The comments so far are a lovely mix of the purr of the satisfied owner and then bewilderment at the price, stupidity and lack of suitability of things that once seemed worth purchasing. I’ve been enjoying thinking about the rubbish lying around here and watching the things that I use every day, wondering if you could work it out on a matrix. After entertaining myself for a little while I decided against it because the pleasure we take in making stuff in the kitchen will often be very subjective.

Some kitchen things are Objectively Good. The most useful and used things in my kitchen are the whopping big wooden chopping board, a Wusthof Trident 20 cm cook’s knife and a sharpening steel. They’re used every day, a lot, and each is lasting beautifully with care.

After such basics the things that save my time most in the kitchen are measuring spoons, jugs and electronic scales. Ed’s Georg Jensen scale is unspeakably sexier than my Propert one, however mine cost $50 on sale and weighs up to 5 kg in one gram increments and I am happy. I am a bit proud of my (GENIUS!) measuring spoon scenario, adding a 15 ml tablespoon to a cheap ring of standard Australian measures. Useful, cheap and multipurpose.
 

Useless Japanese Rice SoakerThe bad stuff’s bad though. Like this Japanese rice soaker. Because rice couldn’t soak in a bowl, could it? Not when it could soak in this bowl, with its utterly nonfunctional drainage holes. The Japanese can usually be trusted for tricksy cuteness, but not this time. At least it was cheap
 
 
 

Useless asparagus steamer and useless pasta claw These are both stupendously and objectively pointless items. The asparagus steamer was a gift, but to my mind asparagus cooks fine in a splash of water in a non-stick pan or else on a ridged pan. And as for a special tool for picking up pasta – even if it worked it would be pretty redundant. It’s off to the charity shop to join the piece of plastic with holes in it that apparently told you how much spaghetti to cook for dinner. It wouldn’t matter how cheap any of this stuff is, because like the rice soaker they are not good tools. (And as you can see I wasn’t lying about the cupboards. You may also have noticed the orange benchtops …)
 
 

Papa's hand!This is useful, but only for the very limited purpose of making dumplings. Don’t let those pictures on the box fool you (click any of these small images to enlarge them). I only ever use the small one and only ever to make Chinese dumplings. It’s earned its place because there are no more complaints that there are not enough dumplings and peace reigns throughout the kingdom – even though I only really bought it (for $2 from an op shop) because the box says ‘The original “Papa’s Hand”!’ which I found slightly creepy yet delicious.

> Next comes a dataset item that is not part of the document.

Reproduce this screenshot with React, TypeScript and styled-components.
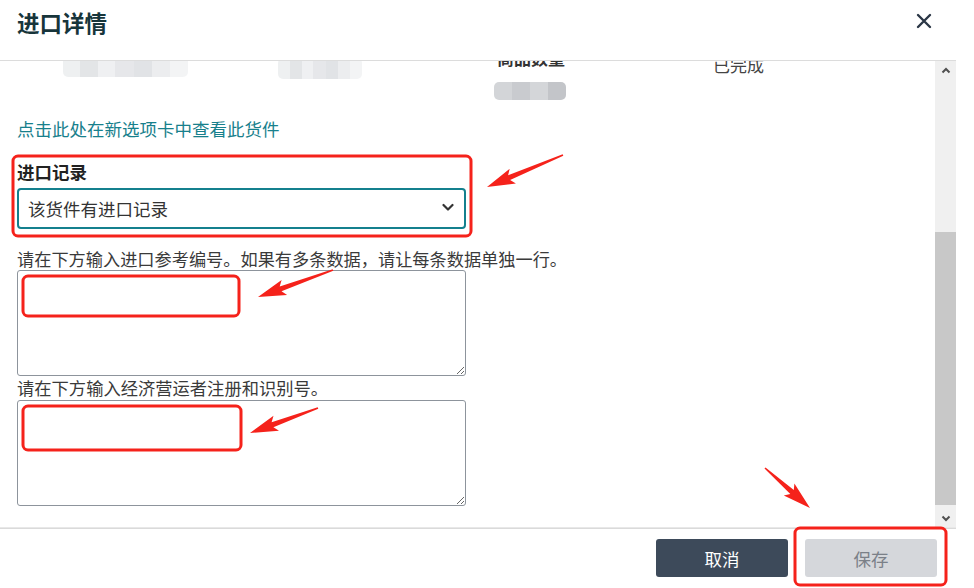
import React from 'react';
import styled, { createGlobalStyle } from 'styled-components';

const GlobalStyle = createGlobalStyle`
  html, body {
    margin: 0;
    padding: 0;
    background: #fff;
  }
  body {
    font-family: "Noto Sans CJK SC", "Noto Sans", sans-serif;
    color: #333;
  }
  * {
    box-sizing: border-box;
  }
`;

const Page = styled.div`
  position: relative;
  width: 974px;
  height: 588px;
  overflow: hidden;
  background: #fff;
`;

const Dialog = styled.div`
  width: 956px;
  height: 588px;
  display: flex;
  flex-direction: column;
`;

const Header = styled.header`
  flex: none;
  height: 61px;
  display: flex;
  align-items: flex-start;
  justify-content: space-between;
  padding: 7px 22px 0 17px;
  border-bottom: 1px solid #dcdcdc;
`;

const Title = styled.h1`
  margin: 0;
  font-size: 22.5px;
  line-height: 30px;
  font-weight: 700;
  color: #17353b;
`;

const CloseButton = styled.button`
  width: 20px;
  height: 20px;
  margin-top: 4px;
  padding: 0;
  border: none;
  background: none;
  display: flex;
  align-items: center;
  justify-content: center;
  cursor: pointer;
`;

const Body = styled.div`
  flex: 1;
  min-height: 0;
  display: flex;
`;

const Content = styled.div`
  flex: 1;
  overflow: hidden;
  padding-left: 17px;
`;

const SummaryRow = styled.div`
  margin-top: -15px;
  padding-left: 46px;
  display: grid;
  grid-template-columns: 215px 219px 216px auto;
  align-items: start;
`;

const Cell = styled.div<{ $mt?: number }>`
  display: flex;
  flex-direction: column;
  margin-top: ${(p) => p.$mt ?? 0}px;
`;

const Redacted = styled.div<{ $w: number; $h: number; $mt?: number; $ml?: number; $dark?: boolean }>`
  width: ${(p) => p.$w}px;
  height: ${(p) => p.$h}px;
  margin-top: ${(p) => p.$mt ?? 0}px;
  margin-left: ${(p) => p.$ml ?? 0}px;
  border-radius: 5px;
  background: ${(p) =>
    p.$dark
      ? 'linear-gradient(90deg, #d3d5d8 0 25%, #c9cbcf 25% 50%, #d4d6d9 50% 75%, #c3c5c9 75% 100%)'
      : 'linear-gradient(90deg, #eef0f1 0 14%, #e3e5e7 14% 28%, #eff0f2 28% 42%, #e6e7ea 42% 57%, #e1e3e6 57% 71%, #ecedef 71% 86%, #f3f4f5 86% 100%)'};
  filter: blur(0.6px);
`;

const FieldName = styled.div`
  font-size: 17px;
  line-height: 24px;
  font-weight: 700;
  color: #333;
  white-space: nowrap;
`;

const StatusText = styled.div`
  font-size: 17px;
  line-height: 24px;
  color: #444;
`;

const ShipmentLink = styled.a`
  display: block;
  margin-top: 17px;
  font-size: 17.5px;
  line-height: 24px;
  color: #17808c;
  text-decoration: none;
`;

const FieldGroup = styled.div`
  margin-top: 19px;
  width: 449px;
`;

const GroupLabel = styled.label`
  display: block;
  font-size: 17.5px;
  line-height: 24px;
  font-weight: 700;
  color: #222;
`;

const SelectWrap = styled.div`
  position: relative;
  margin-top: 4px;
  height: 41px;
`;

const Select = styled.select`
  appearance: none;
  width: 100%;
  height: 100%;
  padding: 0 36px 0 9px;
  border: 2px solid #14808e;
  border-radius: 4px;
  background: #fff;
  font-family: inherit;
  font-size: 17.5px;
  color: #333;
  outline: none;
`;

const SelectChevron = styled.svg`
  position: absolute;
  right: 12px;
  top: 15px;
  pointer-events: none;
`;

const Prompt = styled.label<{ $mt: number; $lh: number; $size: number }>`
  display: block;
  margin-top: ${(p) => p.$mt}px;
  font-size: ${(p) => p.$size}px;
  line-height: ${(p) => p.$lh}px;
  color: #3a3a3a;
  white-space: nowrap;
`;

const TextArea = styled.textarea`
  display: block;
  width: 449px;
  height: 106px;
  margin: 0;
  padding: 6px 8px;
  border: 1px solid #8d949c;
  border-radius: 3px;
  font-family: inherit;
  font-size: 16px;
  resize: both;
  outline: none;
`;

const ScrollBar = styled.div`
  flex: none;
  width: 21px;
  display: flex;
  flex-direction: column;
  background: #f0f0f0;
`;

const ScrollButton = styled.div`
  flex: none;
  height: 18px;
  display: flex;
  align-items: center;
  justify-content: center;
`;

const ScrollTrack = styled.div`
  flex: 1;
  display: flex;
  flex-direction: column;
`;

const ScrollThumb = styled.div<{ $offset: number; $size: number }>`
  margin-top: ${(p) => p.$offset}px;
  height: ${(p) => p.$size}px;
  background: #c8c8c8;
`;

const Footer = styled.footer`
  flex: none;
  height: 61px;
  display: flex;
  justify-content: flex-end;
  gap: 17px;
  padding: 11px 19px 0 0;
  border-top: 1px solid #e8e8e8;
  box-shadow: inset 0 1px 0 #dadada;
`;

const Button = styled.button<{ $variant: 'primary' | 'disabled' }>`
  width: 132px;
  height: 38px;
  border: none;
  border-radius: 3px;
  font-family: inherit;
  font-size: 17.5px;
  background: ${(p) => (p.$variant === 'primary' ? '#3d4a5a' : '#d5d7db')};
  color: ${(p) => (p.$variant === 'primary' ? '#fff' : '#7b8088')};
  cursor: ${(p) => (p.$variant === 'primary' ? 'pointer' : 'default')};
`;

const Annotations = styled.svg`
  position: absolute;
  left: 0;
  top: 0;
  pointer-events: none;
`;

// tapered red arrow, tail -> tip
function arrowPoints(tx: number, ty: number, hx: number, hy: number) {
  const len = Math.hypot(hx - tx, hy - ty);
  const dx = (hx - tx) / len;
  const dy = (hy - ty) / len;
  const nx = -dy;
  const ny = dx;
  const head = 24;
  const bx = hx - dx * head;
  const by = hy - dy * head;
  const wx = hx - dx * (head + 4);
  const wy = hy - dy * (head + 4);
  const pts = [
    [tx + nx * 0.8, ty + ny * 0.8],
    [bx + nx * 2.6, by + ny * 2.6],
    [wx + nx * 8, wy + ny * 8],
    [hx, hy],
    [wx - nx * 8, wy - ny * 8],
    [bx - nx * 2.6, by - ny * 2.6],
    [tx - nx * 0.8, ty - ny * 0.8],
  ];
  return pts.map(([x, y]) => `${x.toFixed(1)},${y.toFixed(1)}`).join(' ');
}

const boxes = [
  { x: 13, y: 156, w: 458, h: 80 },
  { x: 23, y: 276, w: 216, h: 40 },
  { x: 23, y: 406, w: 218, h: 44 },
  { x: 795, y: 528, w: 151, h: 57 },
];

const arrows = [
  [563, 155, 487, 187],
  [333, 270, 258, 297],
  [318, 408, 250, 433],
  [765, 468, 810, 508],
];

const App: React.FC = () => {
  return (
    <Page>
      <GlobalStyle />
      <Dialog>
        <Header>
          <Title>进口详情</Title>
          <CloseButton aria-label="关闭">
            <svg width="16" height="16" viewBox="0 0 16 16">
              <path d="M2 2L14 14M14 2L2 14" stroke="#2b3746" strokeWidth="2.4" strokeLinecap="round" />
            </svg>
          </CloseButton>
        </Header>

        <Body>
          <Content>
            <SummaryRow>
              <Cell $mt={10}>
                <Redacted $w={125} $h={21} />
              </Cell>
              <Cell $mt={12}>
                <Redacted $w={84} $h={21} />
              </Cell>
              <Cell>
                <FieldName>商品数量</FieldName>
                <Redacted $w={72} $h={18} $mt={12} $ml={-3} $dark />
              </Cell>
              <Cell $mt={7}>
                <StatusText>已完成</StatusText>
              </Cell>
            </SummaryRow>

            <ShipmentLink href="#">点击此处在新选项卡中查看此货件</ShipmentLink>

            <FieldGroup>
              <GroupLabel>进口记录</GroupLabel>
              <SelectWrap>
                <Select defaultValue="yes">
                  <option value="yes">该货件有进口记录</option>
                  <option value="no">该货件无进口记录</option>
                </Select>
                <SelectChevron width="12" height="9" viewBox="0 0 12 9">
                  <path d="M1.5 2L6 6.5L10.5 2" fill="none" stroke="#333" strokeWidth="2.2" strokeLinecap="round" strokeLinejoin="round" />
                </SelectChevron>
              </SelectWrap>
            </FieldGroup>

            <Prompt $mt={18} $lh={23} $size={17.2}>
              请在下方输入进口参考编号。如果有多条数据，请让每条数据单独一行。
            </Prompt>
            <TextArea />
            <Prompt $mt={0} $lh={24} $size={17.3}>
              请在下方输入经济营运者注册和识别号。
            </Prompt>
            <TextArea />
          </Content>

          <ScrollBar>
            <ScrollButton>
              <svg width="10" height="7" viewBox="0 0 10 7">
                <path d="M1.5 5.5L5 2L8.5 5.5" fill="none" stroke="#505050" strokeWidth="2" />
              </svg>
            </ScrollButton>
            <ScrollTrack>
              <ScrollThumb $offset={153} $size={273} />
            </ScrollTrack>
            <ScrollButton>
              <svg width="10" height="7" viewBox="0 0 10 7">
                <path d="M1.5 1.5L5 5L8.5 1.5" fill="none" stroke="#505050" strokeWidth="2" />
              </svg>
            </ScrollButton>
          </ScrollBar>
        </Body>

        <Footer>
          <Button $variant="primary">取消</Button>
          <Button $variant="disabled" disabled>
            保存
          </Button>
        </Footer>
      </Dialog>

      <Annotations width="974" height="588" viewBox="0 0 974 588">
        {boxes.map((b, i) => (
          <rect key={i} x={b.x} y={b.y} width={b.w} height={b.h} rx="5" fill="none" stroke="#f5221b" strokeWidth="3" />
        ))}
        {arrows.map(([tx, ty, hx, hy], i) => (
          <polygon key={i} points={arrowPoints(tx, ty, hx, hy)} fill="#f5221b" />
        ))}
      </Annotations>
    </Page>
  );
};

export default App;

I buy quite a few kitchen bits and pieces from op shops – useful things like small standing colanders and food covers and crap like spiral serving plates and leaking bento boxes.
 

Mexican juicer Grocer, Naomi and host Ed all mentioned at Tomato that their big fancy juicers were a waste of time. It need not be that way! This one was pretty expensive and can only really be used for juicing citrus fruit of a certain size. Or pomegranates, which is handy isn’t it? No more time-wasting manual pomegranate juicing around here. Despite those limitations, it is a supremely good juicer and is in daily use in our house. We love it so much that we even take it camping, and on our last trip it was indispensable for making the cocktails that got us through the third day of rain. We bought it from an American supplier on eBay, unable to find it in Australia at the time. It cost as much to ship as to buy, about $125 all up from memory.
 

Finally, here’s my new love – the cast iron wok burner that compensates so completely for our wimpy stove. It came camping, too. Hungry camper = sad camper. In the photo it’s being used to season a new wok. It’s bulky, heavy and fragile. It creates so much heat and smoke that you have to use it outside, which is starting to get a bit bloody cold. It cost $40, but we then bought a small gas cylinder and the connection fittings, so all up around $80. And after years of rental house electric stoves, I love it like you would not believe.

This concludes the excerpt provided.